PROBLEM TO WORK ON: Copy every line of the material below word for word.

§

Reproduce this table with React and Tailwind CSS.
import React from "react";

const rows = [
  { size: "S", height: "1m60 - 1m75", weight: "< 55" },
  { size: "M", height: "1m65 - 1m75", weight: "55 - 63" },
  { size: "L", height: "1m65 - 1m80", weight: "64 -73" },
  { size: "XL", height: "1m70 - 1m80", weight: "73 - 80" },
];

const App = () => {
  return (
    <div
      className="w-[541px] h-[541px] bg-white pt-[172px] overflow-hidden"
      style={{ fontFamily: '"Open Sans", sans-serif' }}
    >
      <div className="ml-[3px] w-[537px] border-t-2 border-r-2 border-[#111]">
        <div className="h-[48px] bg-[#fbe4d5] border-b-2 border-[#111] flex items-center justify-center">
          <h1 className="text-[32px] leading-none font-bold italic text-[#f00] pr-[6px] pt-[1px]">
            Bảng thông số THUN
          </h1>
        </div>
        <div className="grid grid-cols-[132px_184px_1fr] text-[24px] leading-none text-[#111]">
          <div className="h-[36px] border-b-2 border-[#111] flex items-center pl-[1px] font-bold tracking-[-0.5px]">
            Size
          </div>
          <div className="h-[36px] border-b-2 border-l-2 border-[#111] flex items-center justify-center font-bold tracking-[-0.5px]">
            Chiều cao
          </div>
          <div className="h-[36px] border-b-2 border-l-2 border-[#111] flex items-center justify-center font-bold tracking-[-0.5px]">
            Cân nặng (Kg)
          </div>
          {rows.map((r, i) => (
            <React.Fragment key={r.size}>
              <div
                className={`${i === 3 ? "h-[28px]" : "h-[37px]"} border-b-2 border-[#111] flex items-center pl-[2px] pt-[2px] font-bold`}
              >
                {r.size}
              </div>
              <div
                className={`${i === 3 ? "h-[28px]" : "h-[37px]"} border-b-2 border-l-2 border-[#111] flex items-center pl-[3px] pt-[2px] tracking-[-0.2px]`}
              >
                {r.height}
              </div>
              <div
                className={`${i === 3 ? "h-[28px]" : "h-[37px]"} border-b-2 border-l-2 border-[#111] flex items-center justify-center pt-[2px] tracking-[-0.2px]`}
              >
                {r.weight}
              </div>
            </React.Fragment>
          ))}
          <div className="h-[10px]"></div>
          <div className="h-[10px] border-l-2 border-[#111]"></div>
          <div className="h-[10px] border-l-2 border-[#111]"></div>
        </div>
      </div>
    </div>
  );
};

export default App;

§

ANSWER IN FULL:
Reproduce this table with React and Tailwind CSS.
import React from "react";

const rows = [
  { size: "S", height: "1m60 - 1m75", weight: "< 55" },
  { size: "M", height: "1m65 - 1m75", weight: "55 - 63" },
  { size: "L", height: "1m65 - 1m80", weight: "64 -73" },
  { size: "XL", height: "1m70 - 1m80", weight: "73 - 80" },
];

const App = () => {
  return (
    <div
      className="w-[541px] h-[541px] bg-white pt-[172px] overflow-hidden"
      style={{ fontFamily: '"Open Sans", sans-serif' }}
    >
      <div className="ml-[3px] w-[537px] border-t-2 border-r-2 border-[#111]">
        <div className="h-[48px] bg-[#fbe4d5] border-b-2 border-[#111] flex items-center justify-center">
          <h1 className="text-[32px] leading-none font-bold italic text-[#f00] pr-[6px] pt-[1px]">
            Bảng thông số THUN
          </h1>
        </div>
        <div className="grid grid-cols-[132px_184px_1fr] text-[24px] leading-none text-[#111]">
          <div className="h-[36px] border-b-2 border-[#111] flex items-center pl-[1px] font-bold tracking-[-0.5px]">
            Size
          </div>
          <div className="h-[36px] border-b-2 border-l-2 border-[#111] flex items-center justify-center font-bold tracking-[-0.5px]">
            Chiều cao
          </div>
          <div className="h-[36px] border-b-2 border-l-2 border-[#111] flex items-center justify-center font-bold tracking-[-0.5px]">
            Cân nặng (Kg)
          </div>
          {rows.map((r, i) => (
            <React.Fragment key={r.size}>
              <div
                className={`${i === 3 ? "h-[28px]" : "h-[37px]"} border-b-2 border-[#111] flex items-center pl-[2px] pt-[2px] font-bold`}
              >
                {r.size}
              </div>
              <div
                className={`${i === 3 ? "h-[28px]" : "h-[37px]"} border-b-2 border-l-2 border-[#111] flex items-center pl-[3px] pt-[2px] tracking-[-0.2px]`}
              >
                {r.height}
              </div>
              <div
                className={`${i === 3 ? "h-[28px]" : "h-[37px]"} border-b-2 border-l-2 border-[#111] flex items-center justify-center pt-[2px] tracking-[-0.2px]`}
              >
                {r.weight}
              </div>
            </React.Fragment>
          ))}
          <div className="h-[10px]"></div>
          <div className="h-[10px] border-l-2 border-[#111]"></div>
          <div className="h-[10px] border-l-2 border-[#111]"></div>
        </div>
      </div>
    </div>
  );
};

export default App;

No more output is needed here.